Given data:
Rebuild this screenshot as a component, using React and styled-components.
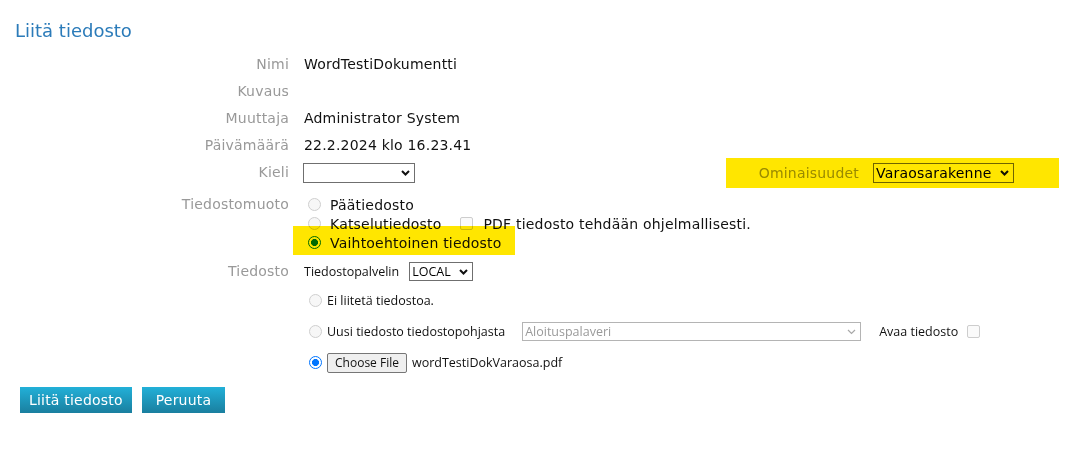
import React from 'react';
import styled, { createGlobalStyle, css } from 'styled-components';

const GlobalStyle = createGlobalStyle`
  html, body {
    margin: 0;
    background: #fff;
  }
  body {
    font-family: "DejaVu Sans", Verdana, sans-serif;
    font-size: 14px;
    letter-spacing: 0.2px;
    color: #111;
  }
`;

const Page = styled.div`
  width: 1069px;
  height: 469px;
  overflow: hidden;
`;

const Title = styled.h1`
  margin: 0;
  padding: 21px 15px 0;
  font-size: 18px;
  font-weight: normal;
  letter-spacing: 0;
  line-height: 19px;
  color: #2b7bb9;
`;

const Form = styled.div`
  margin-top: 11px;
`;

const Row = styled.div`
  display: grid;
  grid-template-columns: 289px 1fr;
  column-gap: 15px;
  align-items: ${p => (p.$top ? 'start' : 'center')};
  min-height: 27px;
  padding: ${p => p.$pad || '0'};
  padding-right: 10px;
`;

const Label = styled.div`
  text-align: right;
  color: #999;
  line-height: ${p => p.$lh || 27}px;
  white-space: nowrap;
`;

const Value = styled.div`
  line-height: 27px;
  white-space: nowrap;
`;

const Split = styled.div`
  display: flex;
  align-items: center;
  justify-content: space-between;
  margin-left: -1px;
`;

const highlight = css`
  position: relative;
  &::after {
    content: '';
    position: absolute;
    background: #ffe600;
    mix-blend-mode: multiply;
    pointer-events: none;
  }
`;

const PropsBox = styled.div`
  ${highlight}
  display: flex;
  align-items: center;
  gap: 14px;
  height: 27px;
  padding: 0 45px 0 33px;
  color: #999;
  &::after {
    inset: -1px 0 -2px 0;
  }
`;

const Options = styled.div`
  display: flex;
  flex-direction: column;
`;

const Option = styled.label`
  display: flex;
  align-items: center;
  height: 19px;
  white-space: nowrap;
  ${p =>
    p.$marked &&
    css`
      ${highlight}
      &::after {
        left: -11px;
        top: -7px;
        width: 222px;
        height: 29px;
      }
    `}
`;

const Radio = styled.input.attrs({ type: 'radio' })`
  appearance: none;
  box-sizing: border-box;
  width: 13px;
  height: 13px;
  margin: 0 ${p => (p.$small ? 5 : 9)}px 0 ${p => (p.$small ? 5 : 4)}px;
  border-radius: 50%;
  border: 1px solid #cfcfcf;
  background: #f7f7f7;
  flex: none;
  &:checked {
    border: 1.5px solid #0075ff;
    background: radial-gradient(circle, #0075ff 0 3.2px, #fff 3.8px);
  }
`;

const Check = styled.input.attrs({ type: 'checkbox' })`
  appearance: none;
  box-sizing: border-box;
  width: 13px;
  height: 13px;
  margin: 0 ${p => p.$right || 0}px 0 ${p => p.$left || 0}px;
  border-radius: 2px;
  border: 1px solid #cdcdcd;
  background: #fafafa;
  flex: none;
`;

const SelectWrap = styled.span`
  position: relative;
  display: inline-flex;
  align-items: center;
  margin-left: ${p => p.$left || 0}px;
  svg {
    position: absolute;
    right: 5px;
    top: 50%;
    transform: translateY(-50%);
    pointer-events: none;
  }
`;

const Select = styled.select`
  appearance: none;
  box-sizing: border-box;
  width: ${p => p.$w}px;
  height: ${p => p.$h || 20}px;
  margin: 0;
  padding: 0 18px 0 ${p => p.$padLeft ?? 2}px;
  border: 1px solid ${p => (p.disabled ? '#b4b4b4' : '#6f6f6f')};
  border-radius: 0;
  background: #fff;
  font-family: ${p => (p.$small ? '"Open Sans", sans-serif' : 'inherit')};
  font-size: ${p => (p.$small ? 12.5 : 14)}px;
  letter-spacing: ${p => (p.$small ? 0 : 0.2)}px;
  color: ${p => (p.disabled ? '#9a9a9a' : '#000')};
  opacity: 1;
`;

const Chevron = ({ light }) => (
  <svg width="9" height="6" viewBox="0 0 9 6">
    <path
      d="M1 1 L4.5 4.5 L8 1"
      fill="none"
      stroke={light ? '#a8a8a8' : '#111'}
      strokeWidth={light ? 1.2 : 2}
    />
  </svg>
);

const FileArea = styled.div`
  display: flex;
  flex-direction: column;
  font-family: "Open Sans", sans-serif;
  font-size: 12.5px;
  letter-spacing: 0;
`;

const FileHead = styled.div`
  display: flex;
  align-items: center;
  height: 27px;
  gap: 10px;
`;

const FileLine = styled.label`
  display: flex;
  align-items: center;
  height: 31px;
  white-space: nowrap;
`;

const Hint = styled.span`
  margin-left: 18px;
  margin-right: 9px;
`;

const PickButton = styled.span`
  display: inline-flex;
  align-items: center;
  justify-content: center;
  box-sizing: border-box;
  width: 80px;
  height: 20px;
  margin-right: 5px;
  border: 1px solid #767676;
  border-radius: 2px;
  background: #efefef;
  font-size: 12px;
`;

const Actions = styled.div`
  display: flex;
  gap: 10px;
  padding: 9px 0 0 20px;
`;

const Button = styled.button`
  height: 26px;
  padding: 0 ${p => p.$pad || 9}px;
  border: 0;
  border-radius: 0;
  background: linear-gradient(#22b0d8, #1a7f9f);
  color: #fff;
  font-family: "DejaVu Sans", Verdana, sans-serif;
  font-size: 14px;
  letter-spacing: 0.2px;
  cursor: pointer;
`;

export default function App() {
  return (
    <Page>
      <GlobalStyle />
      <Title>Liitä tiedosto</Title>
      <Form>
        <Row>
          <Label>Nimi</Label>
          <Value>WordTestiDokumentti</Value>
        </Row>
        <Row>
          <Label>Kuvaus</Label>
          <Value />
        </Row>
        <Row>
          <Label>Muuttaja</Label>
          <Value>Administrator System</Value>
        </Row>
        <Row>
          <Label>Päivämäärä</Label>
          <Value>22.2.2024 klo 16.23.41</Value>
        </Row>
        <Row>
          <Label>Kieli</Label>
          <Split>
            <SelectWrap>
              <Select $w={112} defaultValue="">
                <option value="" />
              </Select>
              <Chevron />
            </SelectWrap>
            <PropsBox>
              <span>Ominaisuudet</span>
              <SelectWrap>
                <Select $w={141} defaultValue="v">
                  <option value="v">Varaosarakenne</option>
                </Select>
                <Chevron />
              </SelectWrap>
            </PropsBox>
          </Split>
        </Row>
        <Row $top $pad="9px 0 6px">
          <Label $lh={19}>Tiedostomuoto</Label>
          <Options>
            <Option>
              <Radio name="format" disabled />
              Päätiedosto
            </Option>
            <Option>
              <Radio name="format" disabled />
              Katselutiedosto
              <Check disabled $left={19} $right={10} />
              PDF tiedosto tehdään ohjelmallisesti.
            </Option>
            <Option $marked>
              <Radio name="format" defaultChecked />
              Vaihtoehtoinen tiedosto
            </Option>
          </Options>
        </Row>
        <Row $top>
          <Label>Tiedosto</Label>
          <FileArea>
            <FileHead>
              Tiedostopalvelin
              <SelectWrap>
                <Select $w={64} $h={19} $small defaultValue="l">
                  <option value="l">LOCAL</option>
                </Select>
                <Chevron />
              </SelectWrap>
            </FileHead>
            <FileLine>
              <Radio name="source" $small />
              Ei liitetä tiedostoa.
            </FileLine>
            <FileLine>
              <Radio name="source" $small />
              Uusi tiedosto tiedostopohjasta
              <SelectWrap $left={17}>
                <Select $w={339} $h={19} $small disabled defaultValue="a">
                  <option value="a">Aloituspalaveri</option>
                </Select>
                <Chevron light />
              </SelectWrap>
              <Hint>Avaa tiedosto</Hint>
              <Check disabled />
            </FileLine>
            <FileLine>
              <Radio name="source" $small defaultChecked />
              <PickButton>Choose File</PickButton>
              wordTestiDokVaraosa.pdf
            </FileLine>
          </FileArea>
        </Row>
      </Form>
      <Actions>
        <Button>Liitä tiedosto</Button>
        <Button $pad={14}>Peruuta</Button>
      </Actions>
    </Page>
  );
}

Challenge:
Gather up the lines that contain the word "components".

Solution to this problem:
Rebuild this screenshot as a component, using React and styled-components.
import styled, { createGlobalStyle, css } from 'styled-components';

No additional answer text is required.